Hastalığa karşı önlem olarak, yeni doğum yapan
inekleri hasta ineklerden ayırmak ve hasta hayvanlarda kullanılan ekipmanları,
sağlıklı olanlarda kullanmamak gereklidir. Ayrıca buzağılara verilen süt
hastalığın sürüler arasında yayılmasına yol açabilir. Enfekte sütü içen
buzağılarda pnomöni, eklem yangısı ve orta kulak enfeksiyonu şekillenebilir.
Hastalığın tedavisi olmadığından hastalığın
kontrolünde, enfekte inekleri satın almamak en iyi yoldur. Şayet belirli
aralıkla sürüye yeni inek satın alınıyorsa, ayda bir tank sütü örneklerinden mikrobiyolojik
kültür yapılmalıdır.
Sürü tank sütünün haftada bir kez mikoplazma
yönünden değerlendirilmesi, kontrol önlemlerinin sonuçlarının değerlendirilmesi
açısından önemlidir.
Mikoplazma kaynaklı mastitislerden korunmak için yukarıda belirtilen önlemlerin yanısıra aşı üretilmiştir. Koruyucu amaçlı aşılardan da yararlanılabilir.

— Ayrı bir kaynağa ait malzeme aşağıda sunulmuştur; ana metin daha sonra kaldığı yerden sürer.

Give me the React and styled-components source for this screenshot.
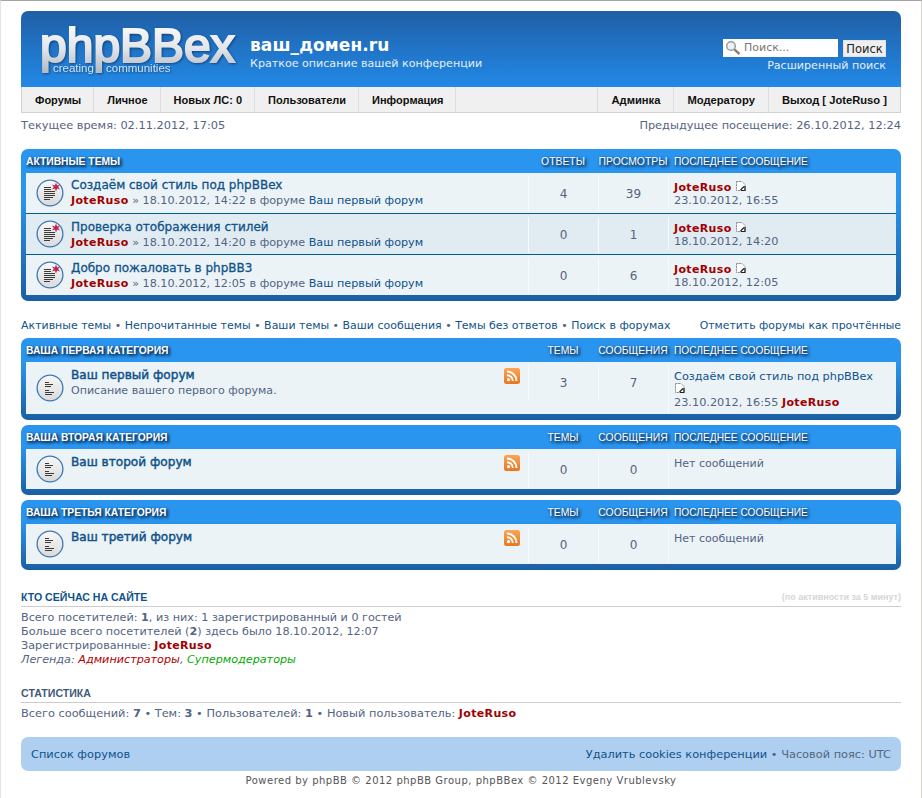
import React from "react";
import styled, { createGlobalStyle } from "styled-components";

const GlobalStyle = createGlobalStyle`
  html, body {
    margin: 0;
    padding: 0;
    background: #fff;
  }
  body {
    font-family: "DejaVu Sans", Verdana, sans-serif;
    font-size: 11px;
    color: #536482;
  }
`;

const activeTopics = [
  { title: "Создаём свой стиль под phpBBex", date: "18.10.2012, 14:22", replies: 4, views: 39, last: "23.10.2012, 16:55" },
  { title: "Проверка отображения стилей", date: "18.10.2012, 14:20", replies: 0, views: 1, last: "18.10.2012, 14:20" },
  { title: "Добро пожаловать в phpBB3", date: "18.10.2012, 12:05", replies: 0, views: 6, last: "18.10.2012, 12:05" },
];

const categories = [
  { name: "Ваша первая категория", forum: "Ваш первый форум", desc: "Описание вашего первого форума.", topics: 3, posts: 7, hasLast: true },
  { name: "Ваша вторая категория", forum: "Ваш второй форум", topics: 0, posts: 0 },
  { name: "Ваша третья категория", forum: "Ваш третий форум", topics: 0, posts: 0 },
];

const FolderIcon = ({ unread }) => (
  <svg width="28" height="28" viewBox="0 0 28 28">
    <defs>
      <linearGradient id="disc" x1="0" y1="0" x2="0" y2="1">
        <stop offset="0" stopColor="#f8f8f8" />
        <stop offset="1" stopColor="#dadada" />
      </linearGradient>
    </defs>
    <circle cx="14" cy="14" r="12.9" fill="url(#disc)" stroke="#3b7ab6" strokeWidth="1.3" />
    {unread ? (
      <path
        d="M8 8.5h7M8 10.5h7M8 12.5h11M8 14.5h11M8 16.5h11M8 18.5h9M8 20.5h6"
        stroke="#3a3a3a"
        strokeWidth="1"
        fill="none"
      />
    ) : (
      <path
        d="M9 8.5h4M9 10.5h8M9 12.5h6M9 16.5h4M9 18.5h9M9 20.5h7"
        stroke="#3a3a3a"
        strokeWidth="1"
        fill="none"
      />
    )}
    {unread && (
      <path
        d="M20 3.5l1.1 3 3-1-1.9 2.5 1.9 2.5-3-.9-1.1 3-1.1-3-3 .9 1.9-2.5-1.9-2.5 3 1z"
        fill="#c0234f"
      />
    )}
  </svg>
);

const LastPostIcon = () => (
  <PostIconSvg width="10" height="10" viewBox="0 0 10 10">
    <path d="M.5.5h5.5l3 3v6h-8.500z" fill="#fff" stroke="#8f8f8f" strokeWidth="1" strokeDasharray="2 .6" />
    <path d="M4.500 9l3.500-3.500M9 5v4.500h-4" stroke="#222" strokeWidth="1.200" fill="none" />
  </PostIconSvg>
);

const RssIcon = () => (
  <svg width="16" height="16" viewBox="0 0 16 16">
    <defs>
      <linearGradient id="rss" x1="0" y1="0" x2="0" y2="1">
        <stop offset="0" stopColor="#f9a655" />
        <stop offset="1" stopColor="#e9761f" />
      </linearGradient>
    </defs>
    <rect x="0" y="0" width="16" height="16" rx="2.5" fill="url(#rss)" />
    <circle cx="4.5" cy="11.7" r="1.6" fill="#fff" />
    <path d="M3 7.2a5.8 5.8 0 0 1 5.8 5.8" stroke="#fff" strokeWidth="1.9" fill="none" />
    <path d="M3 3.5a9.5 9.500 0 0 1 9.500 9.500" stroke="#fff" strokeWidth="1.9" fill="none" />
  </svg>
);

const SearchGlass = () => (
  <svg width="16" height="16" viewBox="0 0 16 16">
    <circle cx="6" cy="6" r="4.300" fill="#eef2f6" stroke="#9a9a9a" strokeWidth="1.500" />
    <path d="M9.300 9.300l5.200 4.700" stroke="#8c8170" strokeWidth="2.400" />
  </svg>
);

const Logo = () => (
  <LogoSvg width="204" height="62" viewBox="0 0 204 62">
    <defs>
      <linearGradient id="logoFill" x1="0" y1="0" x2="0" y2="1">
        <stop offset="0" stopColor="#ffffff" />
        <stop offset="0.55" stopColor="#e3e6ea" />
        <stop offset="1" stopColor="#b3bac2" />
      </linearGradient>
    </defs>
    <text
      x="2"
      y="41"
      fontFamily="'Liberation Sans', Arial, sans-serif"
      fontSize="48"
      fill="url(#logoFill)"
      stroke="url(#logoFill)"
      strokeWidth="2.200"
    >
      phpBBex
    </text>
    <text x="15" y="51" fontFamily="'Liberation Sans', Arial, sans-serif" fontSize="11.500" fill="#cfe3f6">
      creating
    </text>
    <text x="68" y="51" fontFamily="'Liberation Sans', Arial, sans-serif" fontSize="11.500" fill="#cfe3f6">
      communities
    </text>
  </LogoSvg>
);

const User = () => <UserName>JoteRuso</UserName>;

const Dot = () => <Bullet>•</Bullet>;

export default function App() {
  return (
    <Page>
      <GlobalStyle />
      <Header>
        <LogoSlot>
          <Logo />
        </LogoSlot>
        <SiteInfo>
          <SiteTitle>ваш_домен.ru</SiteTitle>
          <SiteDesc>Краткое описание вашей конференции</SiteDesc>
        </SiteInfo>
        <SearchBlock>
          <SearchRow>
            <SearchInput>
              <SearchGlass />
              <span>Поиск...</span>
            </SearchInput>
            <SearchButton>Поиск</SearchButton>
          </SearchRow>
          <AdvancedLink>Расширенный поиск</AdvancedLink>
        </SearchBlock>
      </Header>

      <Nav>
        <NavGroup>
          <NavItem>Форумы</NavItem>
          <NavItem>Личное</NavItem>
          <NavItem>Новых ЛС: 0</NavItem>
          <NavItem>Пользователи</NavItem>
          <NavItem>Информация</NavItem>
        </NavGroup>
        <NavGroup $right>
          <NavItem>Админка</NavItem>
          <NavItem>Модератору</NavItem>
          <NavItem>Выход [ JoteRuso ]</NavItem>
        </NavGroup>
      </Nav>

      <TimeBar>
        <span>Текущее время: 02.11.2012, 17:05</span>
        <span>Предыдущее посещение: 26.10.2012, 12:24</span>
      </TimeBar>

      <Box>
        <BoxHead>
          <BoxTitle>Активные темы</BoxTitle>
          <ColTitle>Ответы</ColTitle>
          <ColTitle>Просмотры</ColTitle>
          <LastTitle>Последнее сообщение</LastTitle>
        </BoxHead>
        {activeTopics.map((t, i) => (
          <Row key={t.title} $alt={i === 1} $divider={i > 0}>
            <MainCell $tight={i === 0}>
              <IconSlot>
                <FolderIcon unread />
              </IconSlot>
              <MainText>
                <TopicTitle>{t.title}</TopicTitle>
                <Meta>
                  <User /> » {t.date} в форуме <MetaLink>Ваш первый форум</MetaLink>
                </Meta>
              </MainText>
            </MainCell>
            <NumCell>{t.replies}</NumCell>
            <NumCell>{t.views}</NumCell>
            <LastCell>
              <div>
                <User /> <LastPostIcon />
              </div>
              <div>{t.last}</div>
            </LastCell>
          </Row>
        ))}
      </Box>

      <LinksBar>
        <span>
          <BarLink>Активные темы</BarLink> <Dot /> <BarLink>Непрочитанные темы</BarLink> <Dot />{" "}
          <BarLink>Ваши темы</BarLink> <Dot /> <BarLink>Ваши сообщения</BarLink> <Dot />{" "}
          <BarLink>Темы без ответов</BarLink> <Dot /> <BarLink>Поиск в форумах</BarLink>
        </span>
        <MarkRead>Отметить форумы как прочтённые</MarkRead>
      </LinksBar>

      <Categories>
        {categories.map((c) => (
          <Box key={c.name}>
            <BoxHead>
              <BoxTitle>{c.name}</BoxTitle>
              <ColTitle>Темы</ColTitle>
              <ColTitle>Сообщения</ColTitle>
              <LastTitle>Последнее сообщение</LastTitle>
            </BoxHead>
            <Row>
              <MainCell>
                <IconSlot>
                  <FolderIcon />
                </IconSlot>
                <MainText>
                  <ForumTitle>{c.forum}</ForumTitle>
                  {c.desc && <ForumDesc>{c.desc}</ForumDesc>}
                </MainText>
                <RssSlot>
                  <RssIcon />
                </RssSlot>
              </MainCell>
              <NumCell>{c.topics}</NumCell>
              <NumCell>{c.posts}</NumCell>
              <ForumLastCell>
                {c.hasLast ? (
                  <>
                    <MetaLink>Создаём свой стиль под phpBBex</MetaLink>
                    <div>
                      <LastPostIcon />
                    </div>
                    <div>
                      23.10.2012, 16:55 <User />
                    </div>
                  </>
                ) : (
                  <NoPosts>Нет сообщений</NoPosts>
                )}
              </ForumLastCell>
            </Row>
          </Box>
        ))}
      </Categories>

      <OnlineSection>
        <SectionHead>
          <SectionTitle>Кто сейчас на сайте</SectionTitle>
          <SectionNote>(по активности за 5 минут)</SectionNote>
        </SectionHead>
        <SectionBody>
          <div>
            Всего посетителей: <b>1</b>, из них: 1 зарегистрированный и 0 гостей
          </div>
          <div>
            Больше всего посетителей (<b>2</b>) здесь было 18.10.2012, 12:07
          </div>
          <div>
            Зарегистрированные: <User />
          </div>
          <Legend>
            Легенда: <LegendAdmin>Администраторы</LegendAdmin>, <LegendMod>Супермодераторы</LegendMod>
          </Legend>
        </SectionBody>
      </OnlineSection>

      <StatsSection>
        <SectionHead>
          <StatsTitle>Статистика</StatsTitle>
        </SectionHead>
        <StatsBody>
          Всего сообщений: <b>7</b> <Dot /> Тем: <b>3</b> <Dot /> Пользователей: <b>1</b> <Dot /> Новый пользователь:{" "}
          <User />
        </StatsBody>
      </StatsSection>

      <FooterBar>
        <BarLink>Список форумов</BarLink>
        <span>
          <BarLink>Удалить cookies конференции</BarLink> <Dot /> Часовой пояс: UTC
        </span>
      </FooterBar>
      <Copyright>Powered by phpBB © 2012 phpBB Group, phpBBex © 2012 Evgeny Vrublevsky</Copyright>
    </Page>
  );
}

const Page = styled.div`
  box-sizing: border-box;
  width: 922px;
  height: 798px;
  overflow: hidden;
  padding: 10px 20px 0;
  border-top: 1px solid #a4a4a4;
  border-left: 1px solid #e4e4e4;
  border-right: 1px solid #d6d3c8;
  line-height: 14px;
`;

const Header = styled.div`
  display: flex;
  height: 76px;
  box-sizing: border-box;
  background: linear-gradient(#1f5fa6, #2289e6);
  border-radius: 7px 7px 0 0;
  color: #fff;
`;

const LogoSlot = styled.div`
  padding: 10px 0 0 17px;
  width: 212px;
  flex: none;
`;

const LogoSvg = styled.svg`
  display: block;
  overflow: visible;
  filter: drop-shadow(1px 1px 1px rgba(0, 30, 70, 0.55));
`;

const SiteInfo = styled.div`
  padding-top: 24px;
  flex: 1;
`;

const SiteTitle = styled.div`
  font-size: 17px;
  font-weight: bold;
  letter-spacing: 0.1px;
  line-height: 20px;
`;

const SiteDesc = styled.div`
  font-size: 11.1px;
  line-height: 14px;
  margin-top: 2px;
  color: #e4effa;
`;

const SearchBlock = styled.div`
  padding: 28px 15px 0 0;
  display: flex;
  flex-direction: column;
  align-items: flex-end;
`;

const SearchRow = styled.div`
  display: flex;
  align-items: flex-end;
  gap: 5px;
`;

const SearchInput = styled.div`
  box-sizing: border-box;
  width: 115px;
  height: 18px;
  background: #fff;
  color: #777;
  display: flex;
  align-items: center;
  gap: 3px;
  padding-left: 2px;
`;

const SearchButton = styled.div`
  box-sizing: border-box;
  width: 43px;
  height: 17px;
  line-height: 16px;
  text-align: center;
  background: #efefef;
  border: 1px solid #e3e3e3;
  font-size: 11.5px;
  color: #222;
`;

const AdvancedLink = styled.div`
  margin-top: 2px;
  font-size: 11.1px;
  color: #e4effa;
`;

const Nav = styled.div`
  display: flex;
  justify-content: space-between;
  height: 26px;
  box-sizing: border-box;
  background: #f0f0f0;
  border: 1px solid #d2d2d2;
  border-top: none;
  font-family: "Liberation Sans", Arial, sans-serif;
  font-size: 11px;
  font-weight: bold;
  color: #111;
`;

const NavGroup = styled.div`
  display: flex;
  ${(p) =>
    p.$right &&
    `
    font-size: 11.2px;
    border-left: 1px solid #ddd;
    & > div {
      padding: 1px 13px 0;
    }
    & > div:last-child {
      border-right: none;
    }
  `}
`;

const NavItem = styled.div`
  display: flex;
  align-items: center;
  padding: 1px 12px 0 13px;
  border-right: 1px solid #ddd;
`;

const TimeBar = styled.div`
  display: flex;
  justify-content: space-between;
  padding-top: 5px;
  height: 36px;
  box-sizing: border-box;
  font-size: 11.35px;
`;

const Box = styled.div`
  background: linear-gradient(#2a95ef 30%, #1a5fa4);
  border-radius: 7px;
  padding: 0 5px 6px;
`;

const Categories = styled.div`
  display: flex;
  flex-direction: column;
  gap: 5px;
`;

const BoxHead = styled.div`
  display: grid;
  grid-template-columns: 1fr 70px 70px 228px;
  height: 24px;
  padding-top: 2px;
  box-sizing: border-box;
  align-items: center;
  color: #fff;
  font-family: "Liberation Sans", Arial, sans-serif;
  font-size: 10.4px;
  text-transform: uppercase;
  text-shadow: 1px 1px 3px #0c2f57, 2px 2px 3px #0c2f57;
`;

const BoxTitle = styled.div`
  font-weight: bold;
  font-size: 10.300px;
`;

const ColTitle = styled.div`
  text-align: center;
  white-space: nowrap;
`;

const LastTitle = styled.div`
  padding-left: 6px;
  font-size: 10.200px;
  white-space: nowrap;
`;

const Row = styled.div`
  display: grid;
  grid-template-columns: 1fr 70px 70px 228px;
  min-height: ${(p) => (p.$divider ? "41px" : "40px")};
  box-sizing: border-box;
  background: ${(p) => (p.$alt ? "#e1ebf2" : "#ecf3f7")};
  ${(p) => p.$divider && "border-top: 1px solid #005d92;"}
`;

const MainCell = styled.div`
  display: flex;
  position: relative;
  padding: ${(p) => (p.$tight ? "4px" : "5px")} 0 0 10px;
`;

const IconSlot = styled.div`
  width: 35px;
  flex: none;
  align-self: center;
  line-height: 0;
  margin-top: -5px;
`;

const MainText = styled.div`
  flex: 1;
`;

const TopicTitle = styled.div`
  color: #105289;
  font-size: 12px;
  line-height: 16px;
  -webkit-text-stroke: 0.3px #105289;
`;

const ForumTitle = styled(TopicTitle)`
  font-size: 12.1px;
  -webkit-text-stroke: 0.45px #105289;
`;

const Meta = styled.div`
  font-size: 11.2px;
  line-height: 14px;
  margin-top: 1px;
  white-space: nowrap;
`;

const ForumDesc = styled(Meta)`
  font-size: 11.05px;
`;

const MetaLink = styled.span`
  color: #105289;
`;

const UserName = styled.span`
  color: #a00000;
  font-size: 11px;
  letter-spacing: 0.35px;
  font-weight: bold;
`;

const PostIconSvg = styled.svg`
  margin-left: 1px;
`;

const RssSlot = styled.div`
  position: absolute;
  top: 6px;
  right: 8px;
  line-height: 0;
`;

const NumCell = styled.div`
  display: flex;
  justify-content: center;
  align-items: center;
  align-self: start;
  font-size: 12px;
  height: 36px;
  margin-top: 3px;
  border-left: 1px solid #f8fbfc;
`;

const LastCell = styled.div`
  padding: 5px 0 0 5px;
  margin: 3px 0 4px;
  border-left: 1px solid #f8fbfc;
  font-size: 11.3px;
  line-height: 13px;
`;

const ForumLastCell = styled(LastCell)`
  margin-bottom: 0;
  padding-bottom: 5px;
`;

const NoPosts = styled.span`
  font-size: 11px;
`;

const LinksBar = styled.div`
  display: flex;
  justify-content: space-between;
  height: 37px;
  box-sizing: border-box;
  padding-top: 18px;
  font-size: 10.97px;
  color: #105289;
`;

const BarLink = styled.span`
  color: #105289;
`;

const MarkRead = styled(BarLink)`
  font-size: 10.85px;
`;

const Bullet = styled.span`
  color: #536482;
`;

const OnlineSection = styled.div`
  margin-top: 20px;
`;

const StatsSection = styled.div`
  margin-top: 19px;
`;

const SectionHead = styled.div`
  display: flex;
  justify-content: space-between;
  align-items: flex-start;
  height: 16px;
  border-bottom: 1px solid #ccc;
`;

const SectionTitle = styled.div`
  color: #105289;
  font-family: "Liberation Sans", Arial, sans-serif;
  font-weight: bold;
  font-size: 10.6px;
  text-transform: uppercase;
`;

const StatsTitle = styled(SectionTitle)`
  color: #3f5a7a;
`;

const SectionNote = styled.div`
  font-family: "Liberation Sans", Arial, sans-serif;
  font-weight: bold;
  font-size: 9px;
  color: #d6d6d6;
`;

const SectionBody = styled.div`
  padding-top: 4px;
  font-size: 11.2px;
`;

const StatsBody = styled(SectionBody)`
  padding-top: 3px;
  font-size: 11.35px;
`;

const Legend = styled.div`
  font-style: italic;
`;

const LegendAdmin = styled.span`
  color: #b00000;
`;

const LegendMod = styled.span`
  color: #00aa00;
`;

const FooterBar = styled.div`
  display: flex;
  justify-content: space-between;
  align-items: center;
  margin-top: 16px;
  height: 34px;
  box-sizing: border-box;
  padding: 0 10px 1px;
  background: #afcff1;
  border-radius: 7px;
  font-size: 11.35px;
`;

const Copyright = styled.div`
  text-align: center;
  font-size: 10px;
  letter-spacing: 0.5px;
  padding-top: 3px;
  color: #555;
`;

Sonuç olarak; mikoplazmalara bağlı meme içi enfeksiyonların yayılması iyi bir sağım hijyeniyle asgariye indirilebilir. Bu amaçla meme başları sağım öncesi ve sonrası mutlaka bir dezenfektan solüsyona daldırılmalıdır. Mikoplazmaya bağlı salgınlarda meme başının dezenfeksiyonu için en çok %0.5-1’lik iyot bazlı ürünler önerilmektedir. Bir inekte sağım tamamlanıp, sağım başlıklarını diğer bir ineğe takmadan önce sağım başlıkları mutlaka dezenfekte edilmelidir. İnek veya düve satın alınacağı zaman büyük özen gösterilmelidir. Sürüye yeni katılacak tüm inek ve düveler, mikoplazma grubu mikroorganizmalar yönünden muayene edilmelidir.